Sunday, January 7, 2024

A banner year for Republican women

There will be more women sworn into the 117th U.S. Congress than ever before, with Republican women breaking their party’s record by sending a historic number of women to the House of Representatives. 

There will be at least 138 women in Congress next year, including 114 in the House and 24 in the Senate. The previous record for women’s representation in Congress was set in 2019, when 127 women served, including 102 in the House and 26 in the Senate, according to the Center for Women and American Politics (CAWP) at Rutgers University. 

These numbers could increase as more House races are called and pending the outcome of a runoff Senate election in Georgia in which Republican Kelly Loeffler is defending her seat. 

There will be at least 104 Democratic women and 34 Republican women sworn into Congress next year. The previous record for Republicans was 30 women set in 2006. The Democratic record of 106 women was set in 2019.

In the House, there will be at least 88 Democratic women and 26 Republican women. The previous record for Democratic women serving was 89, set in 2019, and for Republican women it was 25, set in 2006.

In the Senate there will be 16 Democratic and 8 Republican women. Neither party broke its record in the upper chamber, which were set in 2018 and 2020 respectively.

Republican women prevailed in some of the most competitive races in the country despite political headwinds. Republicans will be sending history-making candidates to Congress that include Michelle Steel, one of the first Korean American women, and Yvette Herrell, the first female member of the Cherokee Nation. 

Both women won back districts that Republicans had lost to Democrats in the 2018 midterm elections. Steel, in Southern California, defeated freshman Rep. Harley Rouda, who had won the seat after it had been in Republican control since the district’s formation in the early 1990s. In their New Mexico rematch, Herrell beat Democratic Rep. Xochitl Torres Small, who had won the seat in 2018 after it had been in Republican hands for four terms. 

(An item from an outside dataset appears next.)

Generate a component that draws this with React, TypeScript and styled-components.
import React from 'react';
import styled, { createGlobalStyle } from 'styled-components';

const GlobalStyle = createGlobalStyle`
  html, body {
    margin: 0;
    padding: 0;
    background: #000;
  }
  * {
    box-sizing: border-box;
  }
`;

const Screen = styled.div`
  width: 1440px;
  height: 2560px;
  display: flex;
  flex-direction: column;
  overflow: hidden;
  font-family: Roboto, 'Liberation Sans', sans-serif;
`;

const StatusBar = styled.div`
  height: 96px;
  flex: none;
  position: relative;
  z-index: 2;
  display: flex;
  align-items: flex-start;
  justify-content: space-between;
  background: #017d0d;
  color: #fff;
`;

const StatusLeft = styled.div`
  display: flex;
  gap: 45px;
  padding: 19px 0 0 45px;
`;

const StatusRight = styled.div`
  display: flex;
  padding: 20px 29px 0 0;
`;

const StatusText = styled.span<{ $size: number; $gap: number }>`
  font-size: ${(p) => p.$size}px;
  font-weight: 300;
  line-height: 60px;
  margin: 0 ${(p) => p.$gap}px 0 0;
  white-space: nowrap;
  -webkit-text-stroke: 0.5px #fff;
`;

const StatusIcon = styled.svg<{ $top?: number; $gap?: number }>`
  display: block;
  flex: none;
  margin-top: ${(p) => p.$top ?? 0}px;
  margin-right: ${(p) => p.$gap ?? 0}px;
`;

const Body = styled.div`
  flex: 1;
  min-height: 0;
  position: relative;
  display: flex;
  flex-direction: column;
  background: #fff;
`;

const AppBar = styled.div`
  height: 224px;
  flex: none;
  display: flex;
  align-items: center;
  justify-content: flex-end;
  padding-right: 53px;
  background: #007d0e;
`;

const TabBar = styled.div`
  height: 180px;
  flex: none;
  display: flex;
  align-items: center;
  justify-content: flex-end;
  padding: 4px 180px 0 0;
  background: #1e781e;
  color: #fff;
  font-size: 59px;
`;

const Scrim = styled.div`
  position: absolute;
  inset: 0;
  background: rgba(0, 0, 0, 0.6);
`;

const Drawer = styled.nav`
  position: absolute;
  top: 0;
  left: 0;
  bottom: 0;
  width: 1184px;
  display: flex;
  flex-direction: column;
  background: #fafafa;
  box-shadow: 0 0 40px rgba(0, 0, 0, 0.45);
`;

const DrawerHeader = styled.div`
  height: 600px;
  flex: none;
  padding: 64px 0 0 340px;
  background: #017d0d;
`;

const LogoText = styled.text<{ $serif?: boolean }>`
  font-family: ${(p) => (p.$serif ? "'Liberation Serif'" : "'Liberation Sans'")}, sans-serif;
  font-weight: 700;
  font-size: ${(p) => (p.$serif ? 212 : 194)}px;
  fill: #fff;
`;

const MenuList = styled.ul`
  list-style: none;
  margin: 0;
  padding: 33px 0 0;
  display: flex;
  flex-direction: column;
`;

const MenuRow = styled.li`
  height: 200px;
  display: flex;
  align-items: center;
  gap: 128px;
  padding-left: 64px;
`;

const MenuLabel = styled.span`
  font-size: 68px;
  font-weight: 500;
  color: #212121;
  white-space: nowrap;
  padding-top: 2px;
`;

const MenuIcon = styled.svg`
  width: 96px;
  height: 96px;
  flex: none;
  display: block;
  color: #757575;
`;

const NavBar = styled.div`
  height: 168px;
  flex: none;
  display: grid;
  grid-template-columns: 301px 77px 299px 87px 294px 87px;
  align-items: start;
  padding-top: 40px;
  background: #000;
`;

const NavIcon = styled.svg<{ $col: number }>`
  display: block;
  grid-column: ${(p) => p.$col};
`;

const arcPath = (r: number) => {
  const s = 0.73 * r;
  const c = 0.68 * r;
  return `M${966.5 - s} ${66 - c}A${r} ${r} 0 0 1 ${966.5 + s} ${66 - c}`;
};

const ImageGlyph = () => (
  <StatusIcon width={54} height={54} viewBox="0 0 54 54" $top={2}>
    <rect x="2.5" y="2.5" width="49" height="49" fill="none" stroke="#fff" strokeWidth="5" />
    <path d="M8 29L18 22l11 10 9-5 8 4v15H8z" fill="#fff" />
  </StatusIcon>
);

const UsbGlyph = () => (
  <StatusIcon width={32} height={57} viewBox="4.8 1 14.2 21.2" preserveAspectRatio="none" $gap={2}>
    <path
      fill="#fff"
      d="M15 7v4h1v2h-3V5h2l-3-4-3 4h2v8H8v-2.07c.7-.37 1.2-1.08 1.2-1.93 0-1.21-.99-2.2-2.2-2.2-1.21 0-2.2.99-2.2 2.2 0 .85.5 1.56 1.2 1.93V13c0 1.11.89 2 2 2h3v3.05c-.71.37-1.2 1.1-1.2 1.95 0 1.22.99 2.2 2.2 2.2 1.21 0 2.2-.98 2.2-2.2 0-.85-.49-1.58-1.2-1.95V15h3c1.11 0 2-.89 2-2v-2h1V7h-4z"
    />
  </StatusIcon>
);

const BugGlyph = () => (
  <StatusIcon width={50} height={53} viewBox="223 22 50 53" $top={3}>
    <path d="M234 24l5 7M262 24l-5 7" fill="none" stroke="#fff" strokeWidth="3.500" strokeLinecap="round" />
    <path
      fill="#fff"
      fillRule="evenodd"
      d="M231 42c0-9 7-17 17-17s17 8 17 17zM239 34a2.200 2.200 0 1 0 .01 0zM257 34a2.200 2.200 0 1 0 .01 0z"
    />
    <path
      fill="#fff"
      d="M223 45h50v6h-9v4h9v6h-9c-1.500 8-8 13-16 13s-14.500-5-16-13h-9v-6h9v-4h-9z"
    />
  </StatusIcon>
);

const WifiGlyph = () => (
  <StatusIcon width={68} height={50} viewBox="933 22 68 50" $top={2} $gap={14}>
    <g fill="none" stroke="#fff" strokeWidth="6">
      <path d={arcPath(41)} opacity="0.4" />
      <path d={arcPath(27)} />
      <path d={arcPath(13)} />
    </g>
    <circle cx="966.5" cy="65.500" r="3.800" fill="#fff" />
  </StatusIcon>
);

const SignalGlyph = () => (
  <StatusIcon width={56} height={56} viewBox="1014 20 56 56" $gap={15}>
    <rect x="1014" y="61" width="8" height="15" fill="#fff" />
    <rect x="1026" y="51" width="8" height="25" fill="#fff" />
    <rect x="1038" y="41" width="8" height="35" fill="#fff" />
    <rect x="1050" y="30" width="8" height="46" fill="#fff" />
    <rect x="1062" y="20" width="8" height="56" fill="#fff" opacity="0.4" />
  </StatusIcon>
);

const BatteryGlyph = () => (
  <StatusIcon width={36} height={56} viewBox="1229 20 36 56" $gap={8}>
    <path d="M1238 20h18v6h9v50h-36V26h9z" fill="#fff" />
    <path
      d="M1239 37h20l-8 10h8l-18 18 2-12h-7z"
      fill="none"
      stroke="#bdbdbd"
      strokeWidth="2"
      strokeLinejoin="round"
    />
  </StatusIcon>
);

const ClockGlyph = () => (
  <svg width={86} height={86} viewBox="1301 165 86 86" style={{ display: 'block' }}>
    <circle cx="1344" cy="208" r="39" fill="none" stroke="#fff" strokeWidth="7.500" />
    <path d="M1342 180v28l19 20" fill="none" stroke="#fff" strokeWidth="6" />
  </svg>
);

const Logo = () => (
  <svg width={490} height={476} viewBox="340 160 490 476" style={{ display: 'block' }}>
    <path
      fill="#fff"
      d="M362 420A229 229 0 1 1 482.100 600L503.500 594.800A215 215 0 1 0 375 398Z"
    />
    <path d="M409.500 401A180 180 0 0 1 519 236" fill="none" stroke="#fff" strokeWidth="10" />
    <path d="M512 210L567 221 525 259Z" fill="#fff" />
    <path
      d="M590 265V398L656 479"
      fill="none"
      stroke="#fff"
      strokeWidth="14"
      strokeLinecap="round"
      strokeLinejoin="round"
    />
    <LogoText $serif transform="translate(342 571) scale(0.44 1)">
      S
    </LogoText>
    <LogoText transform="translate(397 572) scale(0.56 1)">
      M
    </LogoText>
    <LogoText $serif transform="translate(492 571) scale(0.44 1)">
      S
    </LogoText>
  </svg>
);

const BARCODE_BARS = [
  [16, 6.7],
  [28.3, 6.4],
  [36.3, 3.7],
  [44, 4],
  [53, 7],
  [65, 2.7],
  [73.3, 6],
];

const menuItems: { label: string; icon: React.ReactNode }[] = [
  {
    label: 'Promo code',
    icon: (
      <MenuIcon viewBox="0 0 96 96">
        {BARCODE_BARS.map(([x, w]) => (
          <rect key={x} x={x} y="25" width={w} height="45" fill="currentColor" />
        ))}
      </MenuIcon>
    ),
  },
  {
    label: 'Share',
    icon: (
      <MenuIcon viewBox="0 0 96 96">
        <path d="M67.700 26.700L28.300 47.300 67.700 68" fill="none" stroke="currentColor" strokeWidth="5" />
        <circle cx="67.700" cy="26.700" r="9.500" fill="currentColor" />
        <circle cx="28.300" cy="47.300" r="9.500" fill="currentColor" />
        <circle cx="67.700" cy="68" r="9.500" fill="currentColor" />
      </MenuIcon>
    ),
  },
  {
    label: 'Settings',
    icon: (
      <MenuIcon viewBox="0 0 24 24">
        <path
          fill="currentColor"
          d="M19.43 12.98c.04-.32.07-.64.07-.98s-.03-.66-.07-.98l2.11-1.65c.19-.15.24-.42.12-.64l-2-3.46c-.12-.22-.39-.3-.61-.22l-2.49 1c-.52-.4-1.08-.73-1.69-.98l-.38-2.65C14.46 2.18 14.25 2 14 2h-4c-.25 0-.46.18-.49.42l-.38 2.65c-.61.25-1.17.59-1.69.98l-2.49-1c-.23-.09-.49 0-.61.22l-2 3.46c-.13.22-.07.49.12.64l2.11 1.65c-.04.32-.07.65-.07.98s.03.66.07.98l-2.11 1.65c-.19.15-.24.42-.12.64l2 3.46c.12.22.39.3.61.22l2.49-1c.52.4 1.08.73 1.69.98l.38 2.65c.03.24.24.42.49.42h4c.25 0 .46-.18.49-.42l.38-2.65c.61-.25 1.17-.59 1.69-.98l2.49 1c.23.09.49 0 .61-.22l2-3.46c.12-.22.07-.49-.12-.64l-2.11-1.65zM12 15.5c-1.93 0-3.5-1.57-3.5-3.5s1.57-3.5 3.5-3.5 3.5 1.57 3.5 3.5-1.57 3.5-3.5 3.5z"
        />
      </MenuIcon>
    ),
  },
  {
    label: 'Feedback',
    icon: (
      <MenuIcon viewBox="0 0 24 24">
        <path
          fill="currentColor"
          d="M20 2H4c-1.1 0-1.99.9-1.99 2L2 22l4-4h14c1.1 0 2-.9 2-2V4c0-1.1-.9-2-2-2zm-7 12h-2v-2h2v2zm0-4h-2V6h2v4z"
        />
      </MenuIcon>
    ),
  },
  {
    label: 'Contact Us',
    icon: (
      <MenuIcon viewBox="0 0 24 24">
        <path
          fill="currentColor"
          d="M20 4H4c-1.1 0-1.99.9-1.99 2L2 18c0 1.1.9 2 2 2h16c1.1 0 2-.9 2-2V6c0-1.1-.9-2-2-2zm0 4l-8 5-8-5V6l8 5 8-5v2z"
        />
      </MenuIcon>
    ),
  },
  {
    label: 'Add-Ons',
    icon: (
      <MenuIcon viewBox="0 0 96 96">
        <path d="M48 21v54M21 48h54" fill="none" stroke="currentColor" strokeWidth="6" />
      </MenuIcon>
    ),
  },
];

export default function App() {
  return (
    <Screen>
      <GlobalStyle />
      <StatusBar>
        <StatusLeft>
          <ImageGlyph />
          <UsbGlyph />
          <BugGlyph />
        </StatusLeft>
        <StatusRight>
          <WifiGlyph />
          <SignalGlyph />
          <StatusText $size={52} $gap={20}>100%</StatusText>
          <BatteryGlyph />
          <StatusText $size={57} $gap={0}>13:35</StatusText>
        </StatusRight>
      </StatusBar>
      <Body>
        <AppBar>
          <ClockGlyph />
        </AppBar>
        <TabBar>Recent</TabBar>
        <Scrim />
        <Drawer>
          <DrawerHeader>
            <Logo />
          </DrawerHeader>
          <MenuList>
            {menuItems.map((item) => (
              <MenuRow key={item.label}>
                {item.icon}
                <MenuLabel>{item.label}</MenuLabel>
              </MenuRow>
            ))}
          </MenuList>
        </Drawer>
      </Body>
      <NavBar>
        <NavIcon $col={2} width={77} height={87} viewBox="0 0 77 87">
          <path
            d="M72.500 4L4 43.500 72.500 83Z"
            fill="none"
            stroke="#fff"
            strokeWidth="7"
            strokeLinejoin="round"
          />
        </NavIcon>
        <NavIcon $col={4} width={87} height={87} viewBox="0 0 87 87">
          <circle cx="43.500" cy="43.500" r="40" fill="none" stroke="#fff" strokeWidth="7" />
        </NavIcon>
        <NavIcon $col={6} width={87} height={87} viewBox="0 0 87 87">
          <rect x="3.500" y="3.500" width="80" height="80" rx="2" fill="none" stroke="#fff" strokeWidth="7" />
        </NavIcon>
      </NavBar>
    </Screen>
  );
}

“Clearly things broke in the favor for Republicans more than was expected,” said Kelly Dittmar, a political science professor and CAWP research director. 

“I think it speaks to the importance of having more Republican women on the ballot so they can take advantage of what was a better-than-expected outcome for Republicans overall,” she added.

Democrats went into the 2020 elections believing they had a good chance to regain political control of the 100-seat Senate and pick up 10 to 15 seats to increase their majority in the 435-seat House. Instead, Republicans are on track to hold onto the Senate, and while enough House races were called as of Tuesday to determine that Democrats will maintain control of that chamber, it will be by a smaller margin than before.

Dittmar noted that the gains made by Republican women this year were “important and necessary” because it allowed them to “get back to where they were before” in terms of representation. 

This year was a comeback of sorts for Republican women after the 2018 midterm elections, which sent a record-breaking 102 women to the House but just a single new Republican, with just 13 Republican women elected to the lower chamber overall that year. Women in the Republican Party at the time sounded the alarm, including Rep. Susan Brooks in Indiana, the director of House recruitment, and Rep. Elise Stefanik in New York, the former director of House recruitment and the first woman to hold that role. 

After Brooks announced she would be retiring, Republican Victoria Spartz got into the Indianapolis-area race, challenging Democrat Christina Hale in a district that was seen as a bellwether for whether Democrats could continue making inroads into majority-White suburbs, as they did in 2018.

Spartz won that race, which was one of 47 House races in which both candidates were women, according to CAWP data. 

In 2019, Stefanik launched E-PAC to support Republian women in their primary races and provide a counterweight to Democratic groups such as EMILY’s List — Early Money Is Like Yeast — which backs candidate who support abortion access. 

Stefanik declined to be interviewed for this story or comment on Republican women’s 2020 successes.